DH: Because it would be unclear.
AD: Combine the two opposites. Does that relate to the idea of the double, the twin, in a lot of your work?
DH: The twin for me is something optimistic. Twins don’t make logical sense to me. It’s like saying something and then saying it again in a different way, but the same way. These two things which are double, two of the same but individually unique.
AD: There’s a whole history of the double in literature, and the double, the twin, the other, always turns out to be death.
DH: I remember a dream which really disturbed me. I came home and my mother was sitting on the sofa talking to herself, to her double, in light conversation, and there was my brother also talking to himself, his double, really getting on well with themselves. My mother told me, “It’s fabulous, if you just say this little chant, in the next few hours you’ll meet yourself.” I had the words for this chant and I thought, that’s dreadful, I don’t want anything to do with that. But I was unable not to say the words, so I said the chant and ran away. I was on the roof of this warehouse and about five hundred yards away I saw this figure coming slowly towards me, and I knew that it was me. I woke up completely terrified.
I don’t know what it means, but I’ve had three girlfriends who were twins and they were very nice. There’s a universal confidence and optimism to the twin. I think of life and death as black and white. If life is white, black is death. Trying to explain or imagine death is like trying to imagine black by only using white. There’s no way you can get to it, it’s like the same thing but opposite. This is life and death isn’t. I’m not happy with any of those descriptions.

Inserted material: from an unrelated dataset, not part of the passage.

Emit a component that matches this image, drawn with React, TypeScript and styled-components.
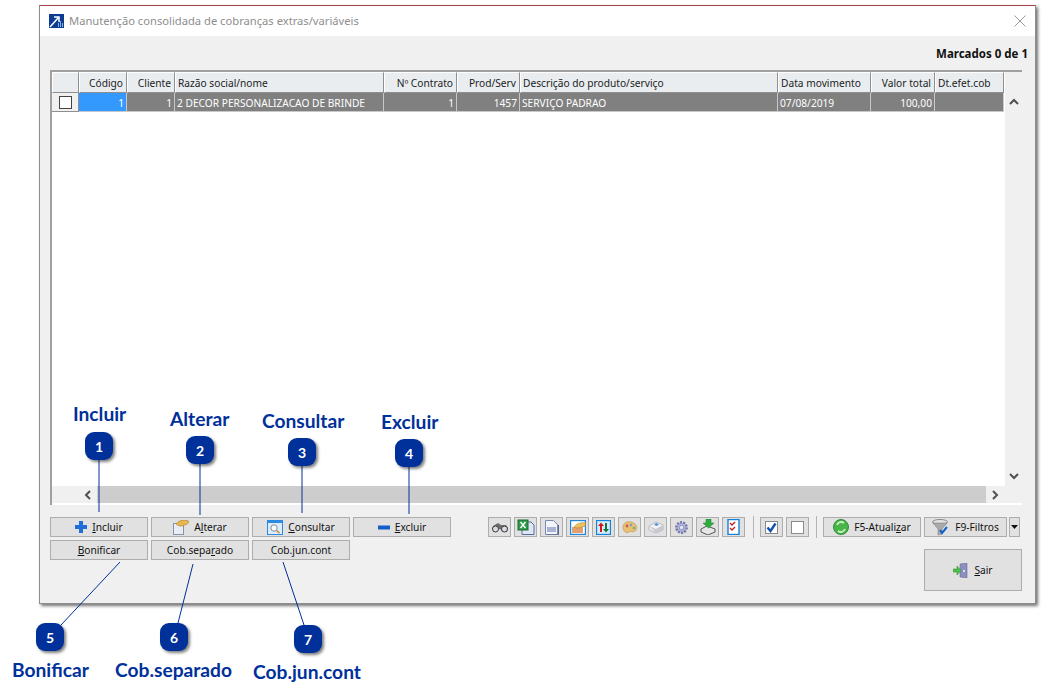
import React from "react";
import styled, { createGlobalStyle } from "styled-components";

const Global = createGlobalStyle`
  html, body { margin: 0; padding: 0; background: #fff; }
  body { font-family: "Noto Sans", "Liberation Sans", sans-serif; }
  #root { width: 1058px; height: 700px; position: relative; overflow: hidden; }
`;

const Page = styled.div`
  position: relative;
  width: 1058px;
  height: 700px;
  padding: 5px 0 0 39px;
  box-sizing: border-box;
  background: #fff;
`;

const Window = styled.div`
  width: 997px;
  height: 599px;
  box-sizing: border-box;
  display: flex;
  flex-direction: column;
  background: #f0f0f0;
  border: 1px solid #8d8d8d;
  border-top-color: #a8424c;
  box-shadow: 2px 2px 3px rgba(0, 0, 0, 0.55);
`;

const TitleBar = styled.div`
  height: 30px;
  flex: none;
  box-sizing: border-box;
  background: #fff;
  display: flex;
  align-items: center;
  padding: 0 9px 1px;
  gap: 5px;
`;

const TitleText = styled.span`
  flex: 1;
  font-size: 11.2px;
  color: #8e8e8e;
  white-space: nowrap;
`;

const Content = styled.div`
  flex: 1;
  display: flex;
  flex-direction: column;
  padding: 0 13px 0 10px;
`;

const Marked = styled.div`
  height: 34px;
  flex: none;
  display: flex;
  align-items: center;
  justify-content: flex-end;
  font-size: 11.5px;
  font-weight: 700;
  color: #111;
  margin-right: -6px;
`;

const GridFrame = styled.div`
  width: 972px;
  height: 435px;
  box-sizing: border-box;
  flex: none;
  border-top: 2px solid #a0a0a0;
  border-left: 2px solid #a0a0a0;
  background: #fff;
  display: flex;
  flex-direction: column;
`;

const GridBody = styled.div`
  flex: 1;
  display: flex;
  min-height: 0;
`;

const Table = styled.div`
  width: 952px;
  flex: none;
  display: flex;
  flex-direction: column;
`;

const columns = "27px 48px 48px 209px 73px 63px 258px 93px 64px 69px";

const HeaderRow = styled.div`
  display: grid;
  grid-template-columns: ${columns};
  height: 21px;
  flex: none;
`;

const HeadCell = styled.div<{ $right?: boolean }>`
  box-sizing: border-box;
  background: #e9edf0;
  border-right: 1px solid #8f8f8f;
  border-bottom: 1px solid #8f8f8f;
  border-top: 1px solid #fff;
  border-left: 1px solid #fff;
  font-size: 10.2px;
  color: #222;
  line-height: 20px;
  padding: 0 3px 0 2px;
  text-align: ${(p) => (p.$right ? "right" : "left")};
  white-space: nowrap;
  overflow: hidden;
`;

const DataRow = styled.div`
  display: grid;
  grid-template-columns: ${columns};
  height: 19px;
  flex: none;
`;

const DataCell = styled.div<{ $right?: boolean; $active?: boolean }>`
  box-sizing: border-box;
  background: ${(p) => (p.$active ? "#3399ff" : "#808080")};
  border-right: 1px solid #c8c8c8;
  border-bottom: 1px solid #c8c8c8;
  font-size: 10.2px;
  color: #fff;
  line-height: 20px;
  padding: 0 2px;
  text-align: ${(p) => (p.$right ? "right" : "left")};
  white-space: nowrap;
  overflow: hidden;
`;

const CheckCell = styled.div`
  box-sizing: border-box;
  background: #f0f0f0;
  border-right: 1px solid #8f8f8f;
  border-bottom: 1px solid #8f8f8f;
  display: flex;
  align-items: center;
  justify-content: center;
`;

const RowBox = styled.span`
  width: 11px;
  height: 11px;
  background: #fff;
  border: 1px solid #444;
`;

const VScroll = styled.div`
  width: 18px;
  flex: none;
  background: #f0f0f0;
  display: flex;
  flex-direction: column;
  justify-content: space-between;
  align-items: center;
  padding: 26px 0 5px;
  box-sizing: border-box;
  border-left: 1px solid #fff;
`;

const HScroll = styled.div`
  height: 17px;
  flex: none;
  display: flex;
  align-items: stretch;
  background: #f0f0f0;
  border-bottom: 2px solid #fff;
`;

const HCorner = styled.div`
  width: 27px;
  flex: none;
`;

const HBtn = styled.div`
  width: 18px;
  flex: none;
  display: flex;
  align-items: center;
  justify-content: center;
`;

const HTrack = styled.div`
  flex: none;
  width: 889px;
  background: #cdcdcd;
`;

const Footer = styled.div`
  display: grid;
  grid-template-columns: 1fr auto;
  padding-top: 12px;
`;

const ButtonColumn = styled.div`
  display: flex;
  flex-direction: column;
  gap: 3px;
`;

const ButtonRow = styled.div`
  display: flex;
  gap: 3px;
`;

const Btn = styled.div<{ $w?: number; $h?: number }>`
  box-sizing: border-box;
  width: ${(p) => p.$w ?? 98}px;
  height: ${(p) => p.$h ?? 20}px;
  flex: none;
  background: #e1e1e1;
  border: 1px solid #adadad;
  display: flex;
  align-items: center;
  justify-content: center;
  gap: 5px;
  font-size: 10.2px;
  color: #111;
  white-space: nowrap;
`;

const U = styled.span`
  text-decoration: underline;
  text-underline-offset: 1px;
`;

const RightArea = styled.div`
  display: flex;
  flex-direction: column;
  align-items: flex-end;
`;

const Tools = styled.div`
  display: flex;
  align-items: flex-start;
  gap: 3px;
`;

const ToolBtn = styled(Btn)`
  width: 23px;
  height: 20px;
`;

const Sep = styled.div<{ $left: number }>`
  width: 1px;
  height: 22px;
  background: #b4b4b4;
  margin: -1px 3px -1px ${(p) => p.$left}px;
  flex: none;
`;

const Caret = styled(Btn)`
  width: 11px;
  margin-left: -1px;
  margin-right: 2px;
`;

const ExitRow = styled.div`
  margin-top: 12px;
`;

const Overlay = styled.svg`
  position: absolute;
  left: 0;
  top: 0;
  pointer-events: none;
`;

const Badge = styled.div<{ $x: number; $y: number }>`
  position: absolute;
  left: ${(p) => p.$x}px;
  top: ${(p) => p.$y}px;
  width: 28px;
  height: 28px;
  border-radius: 9px;
  background: #00309a;
  color: #fff;
  font-family: "Lato", sans-serif;
  font-weight: 700;
  font-size: 14px;
  display: flex;
  align-items: center;
  justify-content: center;
  box-shadow: 2px 2px 3px rgba(0, 0, 0, 0.5);
`;

const Callout = styled.div<{ $x: number; $y: number }>`
  position: absolute;
  left: ${(p) => p.$x}px;
  top: ${(p) => p.$y}px;
  font-family: "Lato", sans-serif;
  font-weight: 700;
  font-size: 19.2px;
  line-height: 22px;
  color: #00309a;
  white-space: nowrap;
`;

const Plus = () => (
  <svg width="12" height="12" viewBox="0 0 12 12"><path d="M4 0h4v4h4v4H8v4H4V8H0V4h4z" fill="#1f6fd6" /></svg>
);
const Minus = () => (
  <svg width="12" height="5" viewBox="0 0 12 5"><rect width="12" height="4" y="0.5" fill="#1560c8" /></svg>
);
const Edit = () => (
  <svg width="16" height="15" viewBox="0 0 16 15">
    <rect x="0.5" y="3.5" width="10" height="11" fill="#e8ecf4" stroke="#8a94a8" />
    <path d="M3 4 C5 1 10 -1 15.500 1 C16 3 14 5 11 5 C9 7 5 6 3 4z" fill="#e9b64f" stroke="#a9782a" strokeWidth="0.6" />
  </svg>
);
const Search = () => (
  <svg width="16" height="15" viewBox="0 0 16 15">
    <rect x="0.5" y="0.5" width="15" height="14" fill="#dcecfb" stroke="#2b8be0" />
    <rect x="1" y="1" width="14" height="2" fill="#2b8be0" />
    <circle cx="7" cy="8" r="3.2" fill="#fff" stroke="#7a8aa0" />
    <path d="M9.5 10.5l3 2.5" stroke="#c88a2a" strokeWidth="1.6" />
  </svg>
);
const Binoculars = () => (
  <svg width="16" height="11" viewBox="0 0 16 11">
    <path d="M1 4l5-3 3 2 5 0 2 3-1 4H11L8 7H6L4 10H2L0 7z" fill="#6d6d6d" />
    <circle cx="3.500" cy="7" r="3" fill="#d9dce2" stroke="#3d3d3d" />
    <circle cx="12.500" cy="7" r="3" fill="#d9dce2" stroke="#3d3d3d" />
  </svg>
);
const Excel = () => (
  <svg width="18" height="16" viewBox="0 0 18 16">
    <path d="M5 3h9l3 3v9.500H5z" fill="#dfe6f4" stroke="#53719f" />
    <rect x="1" y="1" width="10" height="10" fill="#2f9a4a" stroke="#1d6b33" />
    <path d="M3.500 3l5 6M8.500 3l-5 6" stroke="#fff" strokeWidth="1.400" />
  </svg>
);
const Doc = () => (
  <svg width="14" height="15" viewBox="0 0 14 15">
    <path d="M0.5 .5h8l4 4v10H.5z" fill="#f2f4fb" stroke="#7c88ad" /><rect x="2" y="7" width="9" height="5" fill="#a9b4d4" />
    <path d="M13.500 5v10H2" fill="none" stroke="#5d678a" />
  </svg>
);
const Calendar = () => (
  <svg width="16" height="15" viewBox="0 0 16 15">
    <rect x=".5" y=".5" width="15" height="14" fill="#fff" stroke="#1f86dc" strokeWidth="1.400" />
    <rect x="2" y="7" width="11" height="6" fill="#e3a06d" />
    <path d="M4 7 C7 3 11 2 16 3 L15 6 C12 7 9 8 7 8z" fill="#efc15a" stroke="#a9782a" strokeWidth="0.5" />
  </svg>
);
const Sort = () => (
  <svg width="15" height="15" viewBox="0 0 15 15">
    <rect x=".5" y=".5" width="14" height="14" fill="#d7ecfb" stroke="#1183dd" strokeWidth="1.300" />
    <path d="M5 2.500L8 6H6v6H4V6H2z" fill="#d81818" /><path d="M10 12.500L13 9h-2V3H9v6H7z" fill="#0f7a38" />
  </svg>
);
const Palette = () => (
  <svg width="16" height="13" viewBox="0 0 16 13">
    <path d="M1 6 C1 2 5 0 9 1 C14 2 16 6 14 9 C12 12 9 10 7 11 C4 13 1 10 1 6z" fill="#e8c074" stroke="#bb9447" strokeWidth=".6" />
    <circle cx="5" cy="5" r="1.400" fill="#c95858" /><circle cx="9" cy="4" r="1.300" fill="#6f9fd8" /><circle cx="12" cy="7" r="1.300" fill="#6fb36f" />
  </svg>
);
const Eraser = () => (
  <svg width="16" height="14" viewBox="0 0 16 14">
    <path d="M1 6l7-4 7 3v5l-7 3-7-3z" fill="#f2f2f5" stroke="#a6a6ad" strokeWidth=".7" />
    <path d="M1 6l7 3 7-4v5l-7 3z" fill="#c9c9cf" /><path d="M6 4l3-1 2 2-3 1z" fill="#4f95dd" />
  </svg>
);
const Gear = () => (
  <svg width="15" height="15" viewBox="0 0 15 15">
    <circle cx="7.500" cy="7.500" r="5.200" fill="#b3b5dc" stroke="#7779a8" strokeWidth="2.400" strokeDasharray="2 1.200" />
    <circle cx="7.500" cy="7.500" r="2.200" fill="#e8e8f4" stroke="#7779a8" strokeWidth=".7" />
  </svg>
);
const Import = () => (
  <svg width="16" height="16" viewBox="0 0 16 16">
    <path d="M1 10l6-3 8 3v3l-7 3-7-3z" fill="#e6e6e6" stroke="#333" strokeWidth=".8" />
    <path d="M6 0h5v4h3l-5.500 5L3 4h3z" fill="#2fae3d" stroke="#187a24" strokeWidth=".5" />
  </svg>
);
const CheckList = () => (
  <svg width="15" height="16" viewBox="0 0 15 16">
    <rect x="2" y=".5" width="11" height="15" fill="#fff" stroke="#1183dd" strokeWidth="1.400" />
    <path d="M4 4l2 2 3-3M4 9l2 2 3-3" fill="none" stroke="#c82020" strokeWidth="1.400" />
  </svg>
);
const CheckBig = ({ on }: { on?: boolean }) => (
  <svg width="13" height="13" viewBox="0 0 13 13">
    <rect x=".5" y=".5" width="12" height="12" fill="#fff" stroke="#8a8a8a" />
    {on && <path d="M2.500 6.500l3 3.500 5-7.500" fill="none" stroke="#0f4fb0" strokeWidth="2.400" />}
  </svg>
);
const Refresh = () => (
  <svg width="16" height="16" viewBox="0 0 16 16">
    <circle cx="8" cy="8" r="7.500" fill="#49b548" stroke="#2f8a35" />
    <path d="M4 6a4.500 4.500 0 0 1 7-2M12 10a4.500 4.500 0 0 1-7 2" fill="none" stroke="#c9f0c0" strokeWidth="1.800" />
  </svg>
);
const Funnel = () => (
  <svg width="18" height="17" viewBox="0 0 18 17">
    <ellipse cx="8" cy="3" rx="7.500" ry="2.500" fill="#e2e2e2" stroke="#888" />
    <path d="M1 4l5 6v6l4-1v-5l5-6z" fill="#a9a9a9" stroke="#777" strokeWidth=".5" />
    <path d="M8 11l2 3 5-6" fill="none" stroke="#1560c8" strokeWidth="2" />
  </svg>
);
const Exit = () => (
  <svg width="16" height="15" viewBox="0 0 16 15">
    <path d="M7 1l7-1v15l-7-1z" fill="#8d8fc0" stroke="#5d5f90" strokeWidth=".5" />
    <circle cx="11" cy="8" r="0.900" fill="#fff" />
    <path d="M0 6h4V3l4 4.500L4 12V9H0z" fill="#4cc04c" stroke="#2a8a2a" strokeWidth=".5" />
  </svg>
);
const Logo = () => (
  <svg width="15" height="14" viewBox="0 0 15 14">
    <rect width="15" height="14" fill="#0d3d91" />
    <path d="M1 13L9 4M5 3h5v5" fill="none" stroke="#fff" strokeWidth="1.500" />
    <path d="M9 13V9h1v4zM11 13V7h1v6zM13 13V9h1v4z" fill="#8ab1dc" />
  </svg>
);
const Close = () => (
  <svg width="12" height="12" viewBox="0 0 12 12"><path d="M.5.5l11 11M11.500.5l-11 11" stroke="#9a9a9a" /></svg>
);
const Chevron = ({ d }: { d: "u" | "d" | "l" | "r" }) => {
  const paths = { u: "M1 6l4-4 4 4", d: "M1 3l4 4 4-4", l: "M7 1L3 5l4 4", r: "M3 1l4 4-4 4" };
  return <svg width="10" height="10" viewBox="0 0 10 10"><path d={paths[d]} fill="none" stroke="#505050" strokeWidth="2" /></svg>;
};
const DownCaret = () => (
  <svg width="7" height="4" viewBox="0 0 7 4"><path d="M0 0h7L3.500 4z" fill="#111" /></svg>
);

const heads: [string, boolean][] = [
  ["Código", true], ["Cliente", true], ["Razão social/nome", false], ["Nº Contrato", true],
  ["Prod/Serv", true], ["Descrição do produto/serviço", false], ["Data movimento", false],
  ["Valor total", true], ["Dt.efet.cob", false],
];
const cells: [string, boolean][] = [
  ["1", true], ["1", true], ["2 DECOR PERSONALIZACAO DE BRINDE", false], ["1", true], ["1457", true],
  ["SERVIÇO PADRAO", false], ["07/08/2019", false], ["100,00", true], ["", false],
];
const toolIcons = [Binoculars, Excel, Doc, Calendar, Sort, Palette, Eraser, Gear, Import, CheckList];

const badges = [
  { n: 1, x: 85, y: 432 }, { n: 2, x: 186, y: 436 }, { n: 3, x: 288, y: 438 }, { n: 4, x: 395, y: 439 },
  { n: 5, x: 36, y: 623 }, { n: 6, x: 160, y: 623 }, { n: 7, x: 294, y: 625 },
];
const labels = [
  { t: "Incluir", x: 73, y: 403 }, { t: "Alterar", x: 170, y: 408 }, { t: "Consultar", x: 262, y: 410 },
  { t: "Excluir", x: 381, y: 411 }, { t: "Bonificar", x: 12, y: 659 }, { t: "Cob.separado", x: 115, y: 659 },
  { t: "Cob.jun.cont", x: 253, y: 661 },
];
const lines = [
  [99, 460, 99, 512], [200, 464, 200, 515], [302, 466, 302, 513], [409, 467, 409, 514],
  [120, 562, 61, 625], [193, 564, 178, 623], [283, 562, 304, 625],
];

export default function App() {
  return (
    <Page>
      <Global />
      <Window>
        <TitleBar>
          <Logo />
          <TitleText>Manutenção consolidada de cobranças extras/variáveis</TitleText>
          <Close />
        </TitleBar>
        <Content>
          <Marked>Marcados 0 de 1</Marked>
          <GridFrame>
            <GridBody>
              <Table>
                <HeaderRow>
                  <HeadCell />
                  {heads.map(([t, r]) => <HeadCell key={t} $right={r}>{t}</HeadCell>)}
                </HeaderRow>
                <DataRow>
                  <CheckCell><RowBox /></CheckCell>
                  {cells.map(([t, r], i) => <DataCell key={i} $right={r} $active={i === 0}>{t}</DataCell>)}
                </DataRow>
              </Table>
              <VScroll><Chevron d="u" /><Chevron d="d" /></VScroll>
            </GridBody>
            <HScroll>
              <HCorner />
              <HBtn><Chevron d="l" /></HBtn>
              <HTrack />
              <HBtn><Chevron d="r" /></HBtn>
            </HScroll>
          </GridFrame>
          <Footer>
            <ButtonColumn>
              <ButtonRow>
                <Btn><Plus /><span><U>I</U>ncluir</span></Btn>
                <Btn><Edit /><span>A<U>l</U>terar</span></Btn>
                <Btn><Search /><span><U>C</U>onsultar</span></Btn>
                <Btn><Minus /><span><U>E</U>xcluir</span></Btn>
              </ButtonRow>
              <ButtonRow>
                <Btn><span><U>B</U>onificar</span></Btn>
                <Btn><span>Cob.sepa<U>r</U>ado</span></Btn>
                <Btn><span>Cob.<U>j</U>un.cont</span></Btn>
              </ButtonRow>
            </ButtonColumn>
            <RightArea>
              <Tools>
                {toolIcons.map((I, i) => <ToolBtn key={i}><I /></ToolBtn>)}
                <Sep $left={5} />
                <ToolBtn><CheckBig on /></ToolBtn>
                <ToolBtn><CheckBig /></ToolBtn>
                <Sep $left={4} />
                <Btn><Refresh /><span>F5-Atuali<U>z</U>ar</span></Btn>
                <Btn $w={83}><Funnel /><span>F9-Filtros</span></Btn>
                <Caret><DownCaret /></Caret>
              </Tools>
              <ExitRow>
                <Btn $h={42}><Exit /><span><U>S</U>air</span></Btn>
              </ExitRow>
            </RightArea>
          </Footer>
        </Content>
      </Window>
      <Overlay width="1058" height="700" viewBox="0 0 1058 700">
        {lines.map(([a, b, c, d], i) => <line key={i} x1={a} y1={b} x2={c} y2={d} stroke="#00309a" strokeWidth="1" />)}
      </Overlay>
      {badges.map((b) => <Badge key={b.n} $x={b.x} $y={b.y}>{b.n}</Badge>)}
      {labels.map((l) => <Callout key={l.t} $x={l.x} $y={l.y}>{l.t}</Callout>)}
    </Page>
  );
}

AD: Do you believe in life after death?
DH: No. It makes perfect sense to me because life’s like this, then it stops. A lot of the work is coming to terms with those ideas.
If I was to do sexual work I would try to make it out of a quirky formalism and very intense subject matter, where they are totally separate from each other. So it’s like a flower arrangement formally but totally violent in terms of imagery.
AD: Again sex as violence.
DH: Only to the extent that sex is about life. The violence in my work is not directly relatable to my life or anyone else’s. It’s an image of violence, it’s like a horror film. You can enjoy watching someone have their head hacked off in a movie, but your reaction in real life would be completely different. It’s a way to communicate ideas. Art isn’t life.